In 1967 he took six months' leave to try out life as a
full-time artist and with 21 other passengers went on a
five-week bus tour across Australia. They travelled 6,000
miles across some of its most inhospitable country from
coast to coast, experiencing the land's vastness and
isolation. The following year, Jack retired from teaching,
resuming his travels in order, he wrote,
to see and experience places at first hand - places which in
quite a number of places have hardly been tracked by the
artists. And this searching and knowing of the shape of
things belongs to the 20th century in just the same way as
"hard-edge", "colour-field" or "abstact-expressionism".
In a succession of Toyota Land Cruisers which he turned into
travelling studios and with provisions supplied by his wife
("Betty's café" as he called it) Jack journeyed back and
forth across Australia in search of inspiration for his
pictures. He said that if he did not have a drawing done
every morning he didn't feel fulfilled. These sketches, as
well as the photographs he took, would then be returned to
his studio where he transformed them into pictures, always
standing to work however small the picture and however fine
the brush, and - until he became deaf - with his beloved
Mozart invariably playing in the background.
Gradually fashions changed and Jack's portraits of a bygone
Australia came to be recognised as a valid a subject for art
as any other. During the last decades of his life, his work
was widely exhibited and he gained considerable recognition.

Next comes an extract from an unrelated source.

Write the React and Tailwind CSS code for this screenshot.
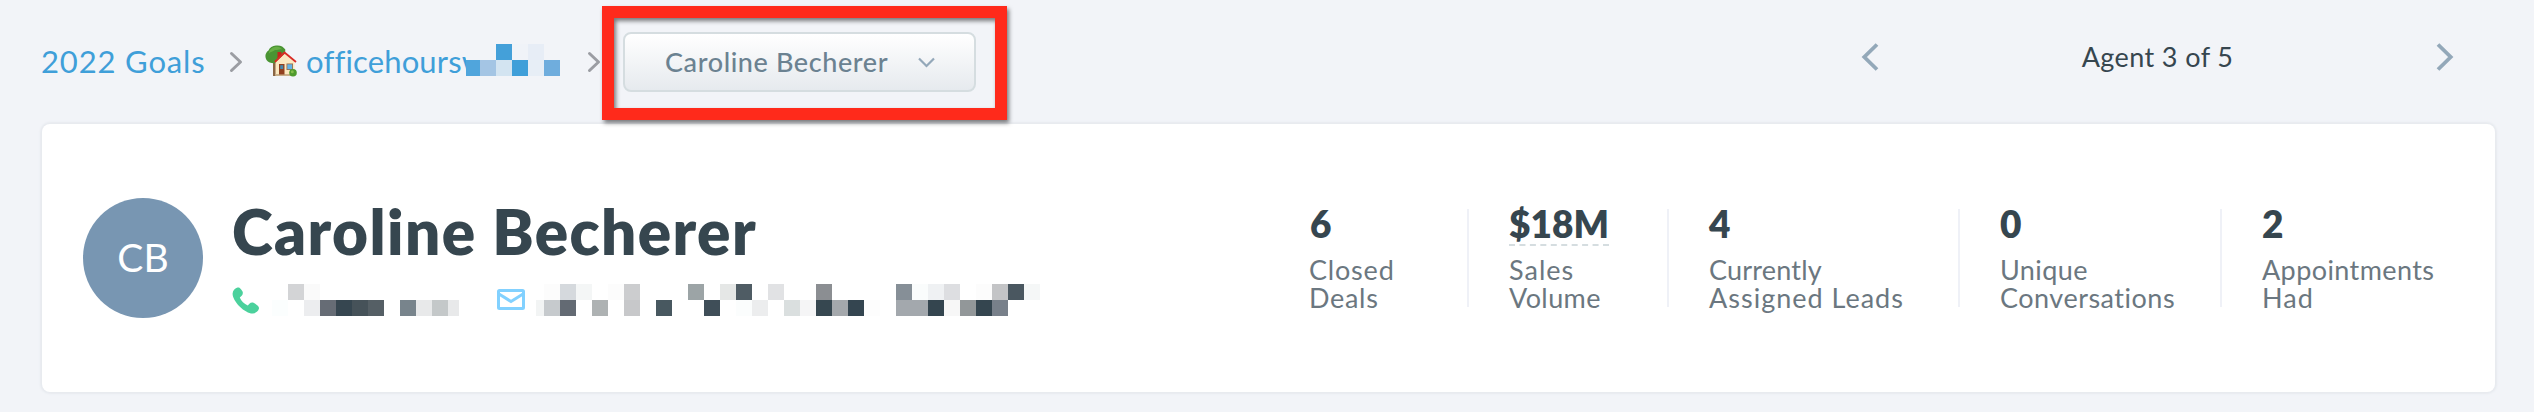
const stats = [
  { value: "6", lines: ["Closed", "Deals"], width: "w-[159px]", spacing: ["tracking-[0.8px] -ml-px", "tracking-[0.7px] -ml-px"] },
  { value: "$18M", lines: ["Sales", "Volume"], width: "w-[160px]", spacing: ["tracking-[1px]", "tracking-[0.4px]"], dashed: true },
  { value: "4", lines: ["Currently", "Assigned Leads"], width: "w-[251px]", spacing: ["tracking-[0.2px]", "tracking-[1px]"] },
  { value: "0", lines: ["Unique", "Conversations"], width: "w-[222px]", spacing: ["tracking-[0.4px]", "tracking-[0.5px]"] },
  { value: "2", lines: ["Appointments", "Had"], width: "w-[180px]", spacing: ["tracking-[0.4px]", "tracking-[1px]"], last: true },
];

// Each row is a list of 16px cells, "" leaves the cell empty
const siteCells = {
  top: ["#f2f4f8", "#44a0d9", "#f0f3f8", "#e7edf6", ""],
  bottom: ["#a4c5e4", "#d3e4f1", "#3f9fd9", "#e7eef6", "#6faddd"],
};

const phoneCells = {
  top: ["", "#d3d4d6", "#fafafa", "", "", "", "", "", "", "", "", ""],
  bottom: ["#fbfefe", "", "#ecedef", "#666c75", "#364650", "#465259", "#555f65", "", "#78848c", "#e8e9ea", "#c4c8c9", "#e8e9ea"],
};

const emailCells = {
  top: [
    "#fcfcfc", "#d5d9dd", "#f4f6f6", "", "#fcfcfc", "#cccdcf", "", "", "", "#9ca4a6", "", "#e5e7e6", "#4f5c64", "", "#e1e2e4", "",
    "", "#8b8e92", "", "", "", "", "#868f97", "#fafcfc", "#eff1f3", "#dddee1", "", "#fcfcfc", "#c3c4c6", "#4a5760", "#f5f7f7",
  ],
  bottom: [
    "#c6cacd", "#636a73", "", "#aeb2b3", "", "#c7c8ca", "", "#485860", "", "", "#3f4e58", "", "#fbfdfd", "#ecedee", "", "#dadfdf",
    "#f5f5f6", "#364750", "#a4a8ac", "#344550", "#fdfdfd", "", "#a3a8ad", "#a3a8ad", "#34454f", "#f7f7f7", "#929799", "#34454f", "#78808a", "", "",
  ],
};

function Mosaic({ cells, className = "" }) {
  return (
    <div className={`shrink-0 overflow-hidden ${className}`}>
      {[cells.top, cells.bottom].map((row, r) => (
        <div key={r} className="flex">
          {row.map((color, i) => (
            <div key={i} className="size-4 shrink-0" style={{ backgroundColor: color || "transparent" }} />
          ))}
        </div>
      ))}
    </div>
  );
}

function Crumb() {
  return (
    <svg className="h-[22px] w-[14px] shrink-0" viewBox="0 0 14 22" fill="none" stroke="#9b9da3" strokeWidth="3" strokeLinecap="round" strokeLinejoin="round">
      <path d="M2.500 2.500 11.500 11 2.500 19.500" />
    </svg>
  );
}

function House() {
  return (
    <svg className="size-8 shrink-0" viewBox="0 0 32 32">
      <path d="M8 15h4v16H8z" fill="#8a6544" />
      <path d="M11 .5c4-.6 7.500 1 9.300 4L20 12l-8 6c-4 .8-8.500 0-10.500-3C-.7 11 .6 7.500 3.500 5.500 4.500 2.500 7.500.7 11 .5z" fill="#4a9433" />
      <path d="M10 2c3-.6 6 .3 7 2.500-3-1-4.500 1-7 .5-2 1.800-4.500 1.500-6 3.500C4 5 6.500 2.600 10 2z" fill="#67ae45" />
      <path d="M12.500 7h4v6h-4z" fill="#c4251d" />
      <path d="m20 8.500 9.500 8.500v13.500H10.500V17z" fill="#fbe8c0" />
      <path d="M10.500 29h19v2h-19z" fill="#c9b08b" />
      <path d="m9.800 17 9.700-9.500L31 17" fill="none" stroke="#d92b25" strokeWidth="1.800" strokeLinejoin="round" />
      <path d="M14 19h5.500v10.500H14z" fill="#91401f" />
      <path d="M15.200 20.200h3v3.800h-3z" fill="#4589ad" />
      <path d="M21.500 18.500h6.500v6.500h-6.500z" fill="#9a6a42" />
      <path d="M22.300 19.300h4.900v4.900h-4.900z" fill="#63b4e8" />
      <circle cx="28" cy="27.800" r="3.800" fill="#4f9b2d" />
      <circle cx="27.300" cy="26.800" r="1.500" fill="#83bd4b" />
    </svg>
  );
}

function PhoneIcon() {
  return (
    <svg className="h-[27px] w-[28px] shrink-0" viewBox="0 0 28 27" fill="#4bd19c">
      <path d="M5.500.5C3.300 1.200.8 3.400.6 6.500.5 10 3.400 15.300 7.600 19.400c4.500 4.500 9.800 7.300 13.300 7 3-.2 5.400-2.500 6-4.600.2-.8 0-1.500-.5-2.200-1-1.400-2.800-2.800-4.500-3.700-1.500-.7-3.400-.4-4.500.8l-1.600 1.700c-3.600-1.300-6.700-4.300-8-7.900l1.900-1.800c1.200-1.200 1.500-3 .7-4.500C9.500 2.800 8.500 1.600 7.500.8 6.900.4 6.200.3 5.500.5z" />
    </svg>
  );
}

function MailIcon() {
  return (
    <svg className="h-[23px] w-[30px] shrink-0" viewBox="0 0 30 23" fill="none" stroke="#82d1ff" strokeWidth="3">
      <rect x="2.500" y="2.500" width="25" height="18" rx="1" />
      <path d="m3 6 12 7.500L27 6" />
    </svg>
  );
}

function Arrow({ flip }) {
  return (
    <svg className={`h-7 w-[18px] ${flip ? "-scale-x-100" : ""}`} viewBox="0 0 18 28" fill="none" stroke="#93a8b9" strokeWidth="3.800">
      <path d="M16 1.500 3.300 14 16 26.500" />
    </svg>
  );
}

function Stat({ value, lines, width, spacing, dashed, last }) {
  return (
    <div className={`h-[98px] shrink-0 ${width} ${last ? "" : "mr-10 border-r-2 border-[#eff1f7]"}`}>
      <div className={`inline-block h-[37px] text-[37px] leading-[30px] font-extrabold whitespace-nowrap text-[#36464f] ${dashed ? "border-b-2 border-dashed border-[#d5dde0]" : ""}`}>
        {value}
      </div>
      <div className="mt-[10px] text-[27px] leading-[28px] whitespace-nowrap text-[#6b7780]">
        <div className={spacing[0]}>{lines[0]}</div>
        <div className={spacing[1]}>{lines[1]}</div>
      </div>
    </div>
  );
}

export default function App() {
  return (
    <div className="h-[412px] w-[2534px] overflow-hidden bg-[#f2f4f8] font-['Lato',sans-serif]">
      {/* Breadcrumb and agent pager */}
      <div className="flex h-[124px] items-start pl-[41px]">
        <nav className="flex h-[124px] w-[561px] items-start text-[31px] leading-9 text-[#3f9fd9]">
          <a className="mt-[43px] w-[188px] shrink-0 tracking-[0.85px] whitespace-nowrap">2022 Goals</a>
          <div className="mt-[51px]"><Crumb /></div>
          <div className="mt-[45px] ml-[22px]"><House /></div>
          <a className="mt-[43px] ml-[9px] w-[160px] shrink-0 tracking-[0.15px] whitespace-nowrap">officehoursw</a>
          <div className="relative flex shrink-0">
            <div className="mt-[44px] h-8 w-[14px] shrink-0 border-t-16 border-[#f2f4f8] bg-[#50a5dc]" />
            <Mosaic cells={siteCells} className="mt-[44px] w-20" />
          </div>
          <div className="mt-[51px] ml-[27px] shrink-0"><Crumb /></div>
        </nav>

        <div className="relative mt-1.5 h-[114px] w-[405px] shrink-0 pt-[26px] pl-[21px]">
          <button className="flex h-[60px] w-[353px] items-center rounded-lg border-2 border-[#d5dde0] bg-linear-to-b from-white to-[#e6eaee] pl-[40px] text-[27px] text-[#6b8291]">
            <span className="w-[253px] text-left font-medium tracking-[0.6px] whitespace-nowrap">Caroline Becherer</span>
            <svg className="h-[11px] w-[17px]" viewBox="0 0 17 11" fill="none" stroke="#93a8b9" strokeWidth="2.200">
              <path d="m1 1.500 7.500 7.500L16 1.500" />
            </svg>
          </button>
          {/* Highlight frame around the agent picker */}
          <div className="pointer-events-none absolute inset-0 z-10 border-12 border-[#ff2a1b] drop-shadow-[2px_3px_2px_rgba(0,0,0,0.5)]" />
        </div>

        <div className="mt-[39px] ml-[854px] flex h-9 w-[593px] items-center justify-between">
          <Arrow />
          <span className="text-[27px] tracking-[0.4px] whitespace-nowrap text-[#36464f]">Agent 3 of 5</span>
          <Arrow flip />
        </div>
      </div>

      {/* Agent summary card */}
      <div className="ml-[42px] flex h-[268px] w-[2453px] items-start rounded-lg bg-white shadow-[0_0_2px_2px_#e7eaef]">
        <div className="mt-[74px] ml-[41px] flex size-[120px] shrink-0 items-center justify-center rounded-full bg-[#7896b2] pb-0.5 text-[39px] text-white">
          CB
        </div>
        <div className="mt-[71px] ml-[29px] w-[1078px] shrink-0">
          <h1 className="h-[89px] text-[62px] leading-[73px] font-extrabold tracking-[1.4px] whitespace-nowrap text-[#36464f]">Caroline Becherer</h1>
          <div className="flex items-start">
            <div className="mt-[3px]"><PhoneIcon /></div>
            <Mosaic cells={phoneCells} className="ml-3 w-[187px]" />
            <div className="mt-1 ml-[37px]"><MailIcon /></div>
            <div className="mt-4 ml-[10px] h-4 w-2 shrink-0 bg-[#f2f4f4]" />
            <Mosaic cells={emailCells} />
          </div>
        </div>
        <div className="mt-[85px] flex">
          {stats.map((stat) => (
            <Stat key={stat.lines[0]} {...stat} />
          ))}
        </div>
      </div>
    </div>
  );
}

He was appointed MBE in 1982 and AM in 1987. With
watercolour his preferred medium, he was elected to the
Royal Watercolour Society in 1977 and he was also a
foundation member of the Australian Federal Government's
Artbank Board and a foundation vice-president of the
Australian Guild of Realist Artists. His commissions
included a mural for the Australian Pavilion at Expo '67 in
Montreal and a tapestry coat of arms for the Australian
pavilion at Expo '70 in Osaka.
His work can now be found in a great number of collections
throughout the world, including the Royal Collection at
Windsor, as well as in the capital city collections of each
state of Australia. There were several publications of his
works including a book, World War II paintings and drawings
(1990), as well as a portfolio of lithographs, Old Mining
Towns of Australia (1984) and a portfolio of linocuts,
Australian Gold and Ghost Towns (1962).
After the war years, Jack did not leave Australia again
until 1973, when he came to England and was able to see the
works of Turner and Rembrandt, the artists he loved the
most, as well as the Boningtons in the Wallace Collection.
Thereafter he came regularly to Europe where he took
pleasure in painting its castles and cathedrals.
Within the past few weeks Ken Jack had had a highly
successful exhibition at the Greythorn Gallery in Melbourne.
He was still checking proofs for a new book of his drawings
while in his hospital bed shortly before his death from
cancer.
Kenneth William David Jack, artist: born Melbourne, Victoria
5 October 1924; MBE 1982; AM 1987; married 1950 Betty Dyer
(one son, two daughters); died Melbourne 10 June 2006.